Storage benches or ottomans are great for tucking away spare blankets, pillows and other housewares that may come in handy. Keep in mind your furniture will be seeing a lot more traffic, so make sure you're using pieces that can withstand heavy use.

To increase longevity, look for commercial-grade or sturdy fabrics that are stain resistant. Go for cotton, polyester and other fabrics that can be tossed into the wash once the guests leave.

Use furnishings that are easy to clean, too. Rather than an expensive wooden credenza, opt for a more reasonably priced piece that can be wiped down after each stay. And be mindful of expensive, fragile or meaningful items you may have in your home, making sure they are stored out of harm's way.

One of the most important items to have handy for guests is a house manual. This serves as your one-stop reference guide, in which you will list where to find common household items (cleaning supplies, toilet paper, paper towels, linens), how things work, house policies, contact information, Wi-Fi password and any other special instructions you may have for guests. Having all necessary info in one spot makes things easier and less stressful for your renters.

Safety and Accessibility

As a host, you take on the responsibility of keeping your guests as safe as possible during their stay. When guests depart, you want them to remember how comfortable they felt in your home, not deteriorating wallpaper or a shaky stair railing.

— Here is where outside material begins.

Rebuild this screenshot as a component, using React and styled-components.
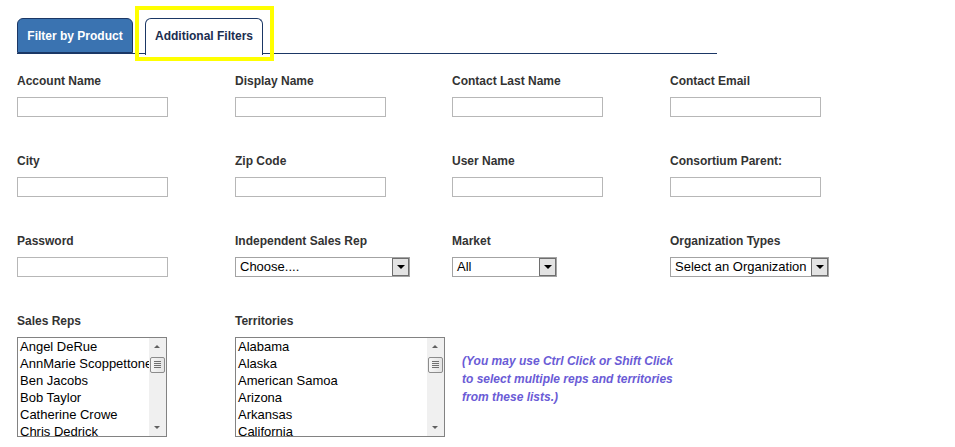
import React from 'react';
import styled, { createGlobalStyle } from 'styled-components';

const GlobalStyle = createGlobalStyle`
  html, body {
    margin: 0;
    padding: 0;
    background: #ffffff;
    font-family: 'Liberation Sans', Arial, sans-serif;
  }
`;

const Page = styled.div`
  width: 955px;
  height: 447px;
  padding: 18px 0 0 17px;
  box-sizing: border-box;
  overflow: hidden;
`;

const TabBar = styled.div`
  position: relative;
  display: flex;
  align-items: flex-end;
  gap: 12px;
  width: 700px;
  height: 35px;
  border-bottom: 1.5px solid #1b3765;
`;

const Tab = styled.div`
  display: flex;
  align-items: center;
  justify-content: center;
  box-sizing: border-box;
  height: ${(p) => (p.active ? '37px' : '35px')};
  margin-bottom: ${(p) => (p.active ? '-2px' : '0')};
  width: ${(p) => p.width}px;
  border: 1px solid #1b3765;
  border-bottom: ${(p) => (p.active ? 'none' : '1px solid #1b3765')};
  border-radius: 6px 6px 0 0;
  background: ${(p) => (p.active ? '#ffffff' : '#3a73b1')};
  color: ${(p) => (p.active ? '#1b2d4f' : '#ffffff')};
  font-size: 12px;
  font-weight: bold;
  padding-bottom: ${(p) => (p.active ? '2px' : '0')};
`;

const Highlight = styled.div`
  position: absolute;
  left: 118px;
  top: -12px;
  width: 139px;
  height: 55px;
  box-sizing: border-box;
  border: 4px solid #ffff00;
  pointer-events: none;
`;

const Grid = styled.div`
  display: grid;
  grid-template-columns: 218px 217px 218px 217px;
  row-gap: 35px;
  margin-top: 17.5px;
`;

const Field = styled.div`
  display: flex;
  flex-direction: column;
`;

const Label = styled.div`
  font-size: 12px;
  font-weight: bold;
  color: #333333;
  line-height: 16px;
  height: 16px;
  padding-top: 1px;
  margin-bottom: 8px;
`;

const TextInput = styled.div`
  box-sizing: border-box;
  width: 151px;
  height: 20px;
  border: 1px solid #b7b7b7;
  background: #fff;
`;

const SelectBox = styled.div`
  display: flex;
  box-sizing: border-box;
  width: ${(p) => p.width}px;
  height: 20px;
  border: 1px solid #a3a3a3;
  background: #fff;
`;

const SelectText = styled.div`
  flex: 1;
  font-size: 13px;
  line-height: 18px;
  color: #000;
  padding-left: 4px;
  white-space: nowrap;
  overflow: hidden;
`;

const SelectButton = styled.div`
  display: flex;
  align-items: center;
  justify-content: center;
  box-sizing: border-box;
  width: 17px;
  height: 18px;
  border: 1px solid #6e6e6e;
  background: #e3e3e3;

  &::after {
    content: '';
    border-left: 4px solid transparent;
    border-right: 4px solid transparent;
    border-top: 4px solid #000;
    margin-top: 1px;
  }
`;

const ListBox = styled.div`
  display: flex;
  box-sizing: border-box;
  width: ${(p) => p.width}px;
  height: 100px;
  border: 1px solid #828282;
  background: #fff;
`;

const ListItems = styled.div`
  flex: 1;
  overflow: hidden;
`;

const ListItem = styled.div`
  font-size: 13px;
  line-height: 17px;
  height: 17px;
  padding-left: 2px;
  color: #000;
  white-space: nowrap;
`;

const Scrollbar = styled.div`
  position: relative;
  width: 17px;
  background: #f0f0f0;
  flex-shrink: 0;
`;

const Arrow = styled.div`
  position: absolute;
  left: 5px;
  ${(p) => (p.down ? 'bottom: 7px;' : 'top: 7px;')}
  border-left: 3.5px solid transparent;
  border-right: 3.5px solid transparent;
  ${(p) => (p.down ? 'border-top: 3px solid #606060;' : 'border-bottom: 3px solid #606060;')}
`;

const Thumb = styled.div`
  position: absolute;
  left: 1px;
  top: 19px;
  width: 15px;
  height: 16px;
  box-sizing: border-box;
  border: 1px solid #8c8c8c;
  border-radius: 2px;
  background: linear-gradient(to right, #f6f6f6, #e4e4e4);
  display: flex;
  flex-direction: column;
  align-items: center;
  justify-content: center;
  gap: 1px;
`;

const Grip = styled.div`
  width: 7px;
  height: 1px;
  background: #707070;
`;

const HelpText = styled.div`
  margin-top: 40px;
  padding-left: 10px;
  font-size: 12px;
  line-height: 18px;
  font-weight: bold;
  font-style: italic;
  color: #6a5bd6;
  white-space: nowrap;
`;

const Select = ({ width, value }) => (
  <SelectBox width={width}>
    <SelectText>{value}</SelectText>
    <SelectButton />
  </SelectBox>
);

const List = ({ width, items }) => (
  <ListBox width={width}>
    <ListItems>
      {items.map((item) => (
        <ListItem key={item}>{item}</ListItem>
      ))}
    </ListItems>
    <Scrollbar>
      <Arrow />
      <Thumb>
        <Grip />
        <Grip />
        <Grip />
        <Grip />
      </Thumb>
      <Arrow down />
    </Scrollbar>
  </ListBox>
);

const textFields = [
  'Account Name',
  'Display Name',
  'Contact Last Name',
  'Contact Email',
  'City',
  'Zip Code',
  'User Name',
  'Consortium Parent:',
  'Password',
];

const salesReps = [
  'Angel DeRue',
  'AnnMarie Scoppettone',
  'Ben Jacobs',
  'Bob Taylor',
  'Catherine Crowe',
  'Chris Dedrick',
];

const territories = [
  'Alabama',
  'Alaska',
  'American Samoa',
  'Arizona',
  'Arkansas',
  'California',
];

export default function App() {
  return (
    <>
      <GlobalStyle />
      <Page>
        <TabBar>
          <Tab width={116}>Filter by Product</Tab>
          <Tab width={118} active>Additional Filters</Tab>
          <Highlight />
        </TabBar>
        <Grid>
          {textFields.map((name) => (
            <Field key={name}>
              <Label>{name}</Label>
              <TextInput />
            </Field>
          ))}
          <Field>
            <Label>Independent Sales Rep</Label>
            <Select width={175} value="Choose...." />
          </Field>
          <Field>
            <Label>Market</Label>
            <Select width={105} value="All" />
          </Field>
          <Field>
            <Label>Organization Types</Label>
            <Select width={159} value="Select an Organization" />
          </Field>
          <Field>
            <Label>Sales Reps</Label>
            <List width={150} items={salesReps} />
          </Field>
          <Field>
            <Label>Territories</Label>
            <List width={210} items={territories} />
          </Field>
          <HelpText>
            (You may use Ctrl Click or Shift Click
            <br />
            to select multiple reps and territories
            <br />
            from these lists.)
          </HelpText>
        </Grid>
      </Page>
    </>
  );
}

Good hosts should be considerate of guests who may have limited abilities or disabilities and make certain the right precautions are taken to provide a secure, accessible environment.

Before guests arrive, they should be aware of any special or unusual elements, like "lots of stairs" or a "charming, tiny bathroom." If you're going to be hosting families with children, keep sharp objects, hazardous chemicals and cleaners, and any other objects that may be dangerous to guests behind locked cabinet doors.

Keep a first-aid kit on hand, and make sure to highlight practical home information, such as fire escape routes, fire extinguishers and emergency contact numbers in your reference guide.

No one likes tripping over lamp cords or knocking their knees on sharp coffee table corners. Be mindful of tripping hazards and avoid them whenever possible, or mark them appropriately.

If you use rugs, be sure to select ones with rubberized backings or pads so that they do not become a tripping hazard. I love Flor tiles because they are easy to clean and are easily replaceable if damaged.

Provide sufficient lighting by the bed, on desks and in hallways so people don't crash into things in the dark, unfamiliar space. Where you can, incorporate dimmer switches to offer guests flexibility.

Comforts of Home

The more you can do to make your space feel like a home away from home for visitors, the better. One thing fundamental to creating an inviting atmosphere is tidying up. Clean every room thoroughly, paying special attention to the kitchen and bathrooms.

The restroom should be well stocked. The last thing vacationers want to worry about is running out of toilet paper. It's a thoughtful gesture to offer a basket of toiletries - toothbrushes, toothpaste, lotion, soap - for visitors who may have forgotten the essentials, and make sure they know where they can find the hair dryer or the iron. Books, magazines or candles add a bit of a personal touch, too.

For that "hotel chic" look, I like to suggest white bed linens and towels. They are easy to bleach if needed and provide a crisp, clean feel for guests. Duvets or other washable bed linens are great too — nobody likes that dirty, unwashed hotel comforter.

Extra pillows are a must. To accommodate guests with asthma or allergies, it's best to use hypoallergenic fabrics and fillings. Consider using down-alternative pillows and blankets and low-pile mats and rugs. Air purifiers or humidifiers can be good to keep on hand for travelers who may need to acclimate to unfamiliar environments. Houseplants are another natural, affordable way to improve air quality.

Design Destination

Tourists and visitors often want to be immersed in the experience of their destination. Think about the draw of your particular location. Are you near the beach? Ski slopes? Urban city center? Be sure to give a nod to the local flair in your design concept to create an authentic experience for visitors.

Don't go too overboard with a theme, but instead opt for more subtle touches. If you're near the beach, for example, go for a coastal-inspired color scheme with a few natural accents rather than a lounge chair shaped like a conch shell.

If your location is known for its southwestern charm, incorporate some local flora and fauna into your design or framed local photography instead of copper lizard tchotchkes on every surface. Take into consideration the architecture of the home and historical significance of the area when developing the style, too.

Are there any interesting local stories you can share with guests via artwork or books? Did Al Capone drink at the corner speakeasy? Did a Civil War battle happen nearby? Be sure to share these local tales with your guests so they'll have something to write home about. Make note of any unique local amenities or attractions, good restaurants, coffee shops or grocery stores nearby.